# Using Excel to play game



## davidbeehive (Jan 12, 2006)

Hi everyone,

Have you ever played game on Excel? It's racing

Open Excel and press "Ctrl H" to find cell A2000:WC2000 (for Win 2000) or cell X98:l98 (for Win 98) then press Tab and drag mouse on the Chart to play. 

Cheers


----------



## davidbeehive (Jan 12, 2006)

I forgot, Try to use key Alt, Backspace, H, O ->, <-, ....


----------



## Jason (Dec 30, 2001)

Is this the spyhunter game? I've played it before, but it has been a while.
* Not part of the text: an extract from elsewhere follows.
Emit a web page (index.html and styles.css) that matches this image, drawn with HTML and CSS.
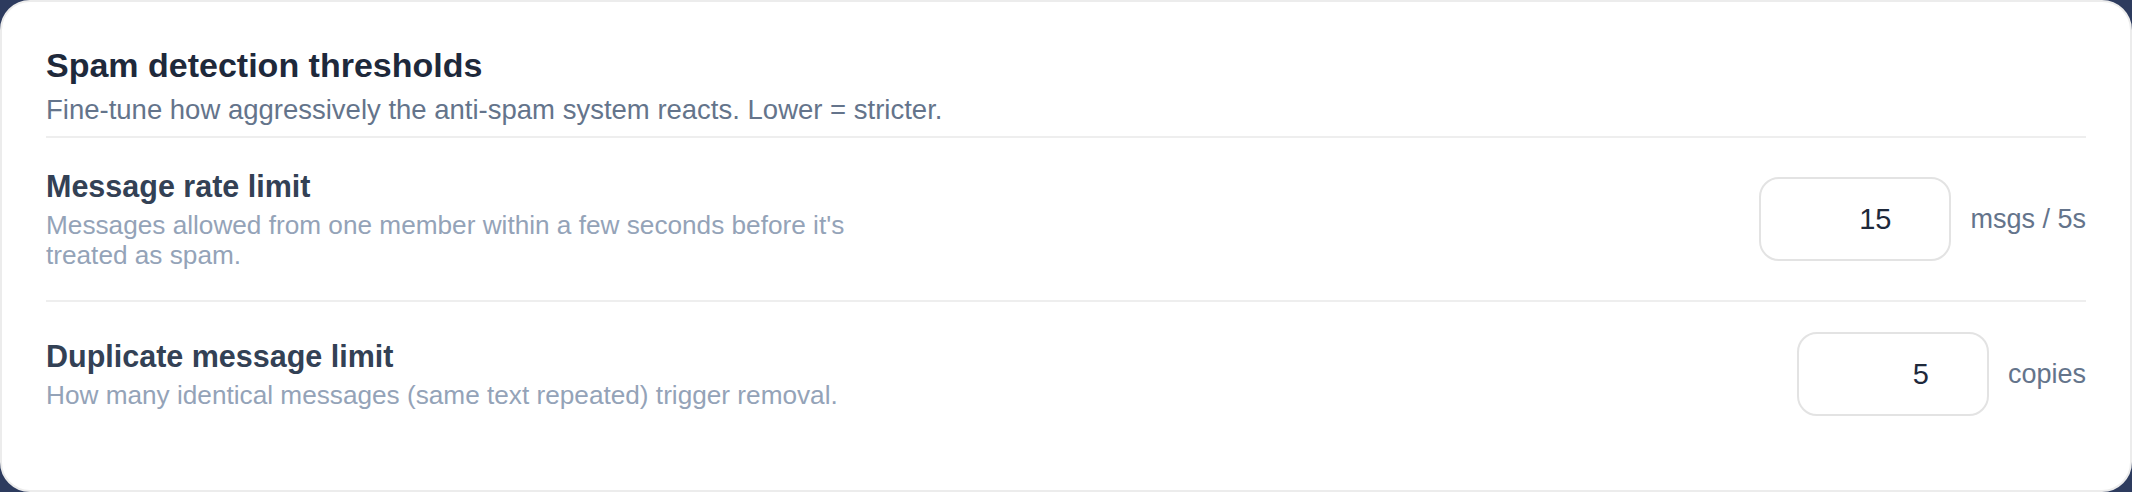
FILE: index.html
```html
<!DOCTYPE html>
<html lang="en">
<head>
    <meta charset="UTF-8">
    <meta name="viewport" content="width=device-width, initial-scale=1.0">
    <title>Spam detection thresholds</title>
    <link rel="stylesheet" href="styles.css">
</head>
<body>

<div class="card">
    <div class="card-header">
        <h2 class="card-title">Spam detection thresholds</h2>
        <p class="card-subtitle">Fine-tune how aggressively the anti-spam system reacts. Lower = stricter.</p>
    </div>

    <div class="setting">
        <div class="setting-text">
            <h3 class="setting-title">Message rate limit</h3>
            <p class="setting-desc">Messages allowed from one member within a few seconds before it's treated as spam.</p>
        </div>
        <div class="setting-control">
            <input type="text" class="num-input" value="15" inputmode="numeric">
            <span class="unit">msgs / 5s</span>
        </div>
    </div>

    <div class="setting">
        <div class="setting-text">
            <h3 class="setting-title">Duplicate message limit</h3>
            <p class="setting-desc">How many identical messages (same text repeated) trigger removal.</p>
        </div>
        <div class="setting-control">
            <input type="text" class="num-input" value="5" inputmode="numeric">
            <span class="unit">copies</span>
        </div>
    </div>
</div>

</body>
</html>
```

FILE: styles.css
```css
* {
    margin: 0;
    padding: 0;
    box-sizing: border-box;
}

body {
    background-color: #2d3b5e;
    font-family: 'Liberation Sans', Arial, Helvetica, sans-serif;
}

.card {
    background-color: #fff;
    border: 2px solid #ececec;
    border-radius: 30px;
    padding: 44px;
    min-height: 100vh;
}

.card-header {
    padding-bottom: 10px;
    border-bottom: 2px solid #eeeeee;
}

.card-title {
    font-size: 34px;
    line-height: 39px;
    font-weight: 700;
    color: #1e293b;
}

.card-subtitle {
    margin-top: 9px;
    font-size: 27.5px;
    line-height: 32px;
    color: #64748b;
}

.setting {
    display: flex;
    align-items: center;
    justify-content: space-between;
    gap: 40px;
    padding: 30px 0;
    border-bottom: 2px solid #eeeeee;
}

.setting:last-child {
    border-bottom: none;
}

.setting-title {
    font-size: 30.5px;
    line-height: 36px;
    font-weight: 700;
    color: #334155;
}

.setting-desc {
    margin-top: 6px;
    max-width: 860px;
    font-size: 26.2px;
    line-height: 30px;
    color: #94a3b8;
}

.setting-control {
    display: flex;
    align-items: center;
    gap: 19px;
}

.num-input {
    width: 192px;
    height: 84px;
    padding: 0 58px 0 20px;
    border: 2px solid #e3e3e3;
    border-radius: 20px;
    background-color: #fff;
    font-family: inherit;
    font-size: 29px;
    color: #1e293b;
    text-align: right;
    outline: none;
}

.unit {
    font-size: 27px;
    color: #64748b;
}
```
Pretty neat game.


----------



## sancho_21 (Jun 6, 2009)

hey guys im gona be real honest im the sort of person who dosent use excel much ..well im trying to play a game on excel but im not sure if you need some special formulas to play this game ? do we need to modify some cells thru the excel to be able to play a game ...im trying to download a game thru gamesexcel but i cant seem to play it ..can someone give me a tip


----------



## Jason09 (Jan 3, 2009)

Hi and welcome to TSF!
Do you know the name of the game?


----------



## Wrench97 (May 10, 2008)

It was an Easter Egg in Excel 98 and 2000 I don't think it's in the newer versions of Excel.


----------